Haraway also critiques the language of this old-fashioned science, which suggested that female apes engage in “prostitution” and allegedly trade sex for “status.”  Again, she suggests there may be behavior outside the frame. Could the female ape be seeking pleasure? How does the researcher know her motivations? Summaries of later women-led studies on apes provide plentiful alternative conclusions to the view of human “nature” as being led by dominant males, with whom females trade their sexuality for safety, protection and status.

Again to go broad-strokes, I think that Haraway’s larger point is that proving this ape-study idea of the female false undermines the whole category of female. A “woman” is a moving target, depending on who is seeking her.

“‘Woman’ only exists as this kind of imaginary being, while women are the product of a social relation of appropriation, naturalized as sex. A feminist is one who fights for women as a class and for the disappearance of that class.”

I’m not a Marxist-feminist, so I find that kind of thinking to be going too far. Can we correct our biases and look again at men and women in nature, more carefully? Can we focus less on traits of females and more on activities that are female? (Like, carrying children, giving birth, breastfeeding; I know! I know! Un-PC of me to mention it).

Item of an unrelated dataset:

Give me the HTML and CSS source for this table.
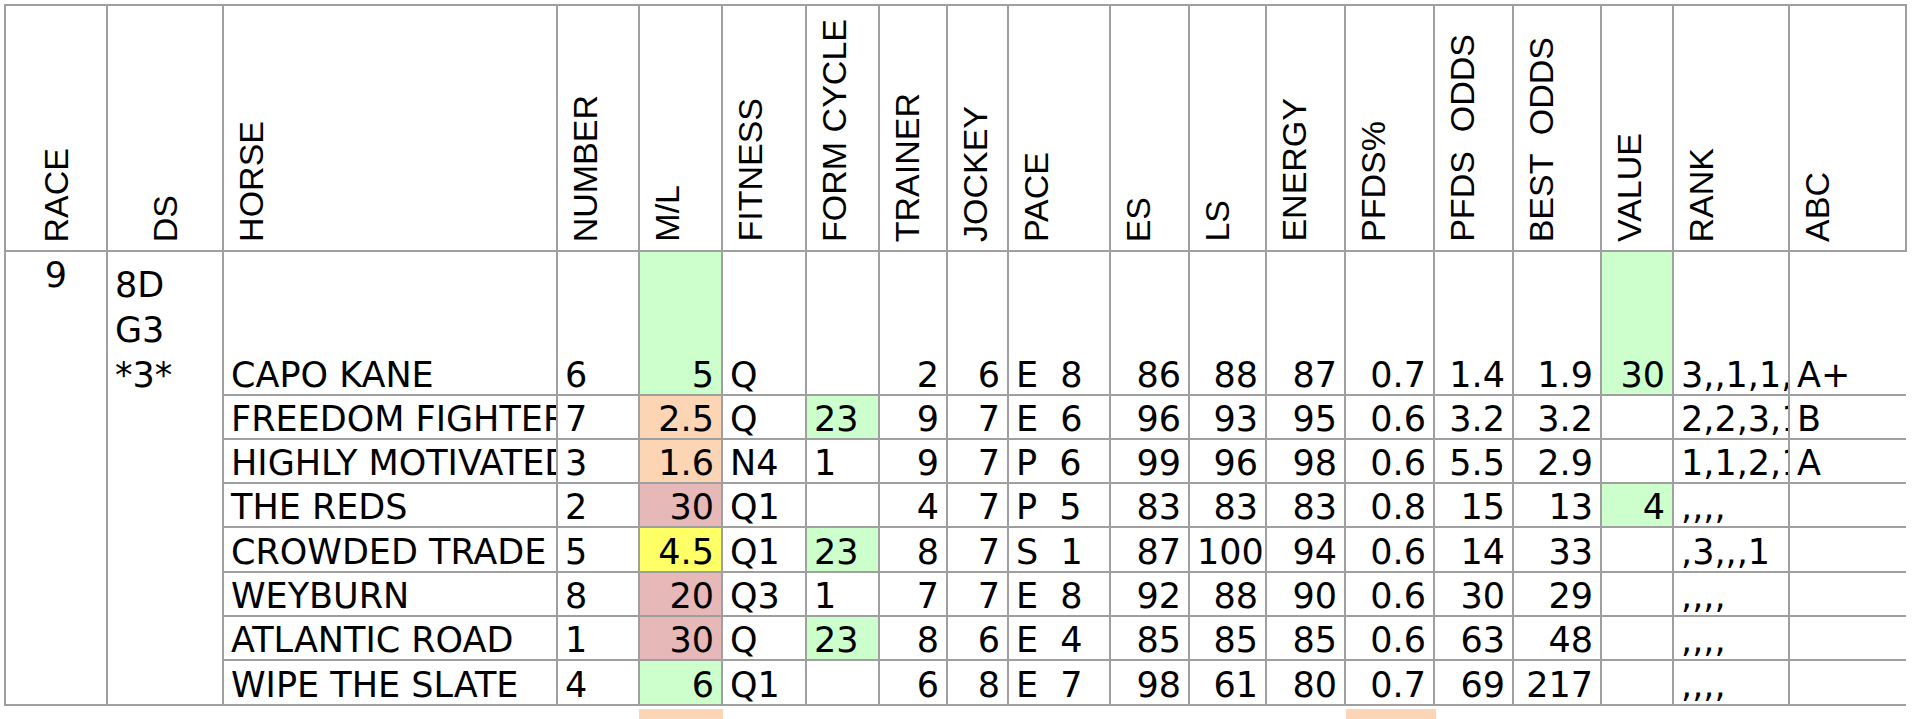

I was also not convinced by the Cyborg Manifesto. Haraway’s contention is that embracing our cyborg reality will be liberating. For the reasons above, and for others, such as that the multi-nature of the cyborg is a good model for political movements that have to simultaneously represent many groups—women of different class and race statuses, for example. It’s a truism of this kind of Marxist-feminist philosophy that people with different experiences can’t be unified. Each experience matters; any movement must honor the particular without trying to universalize.

“Cyborg feminists have to argue that ‘we’ do not want any more natural matrix of unity and that no construction is whole.”

I suppose the cyborg-as-metaphor could be useful in those ways, but in 2016 metaphor seems to be the least of our worries: Let’s talk about the cyborg-as-reality. Who is producing the machine parts? Who is profiting from them? How are they controlling those of us who are ever more dependent on them for our fertility, our sex lives, our social lives, our happiness, our work? If the Marxist-feminist project is to create a society in which no group dominates any other, the cyborg does not, to me, seem like an ally.

The Manifesto ends with a tribute to the futures imagined by some excellent science fiction writers—Samuel R. Delaney, Octavia Butler, James Tiptree Jr. and Vonda McIntyre, among others.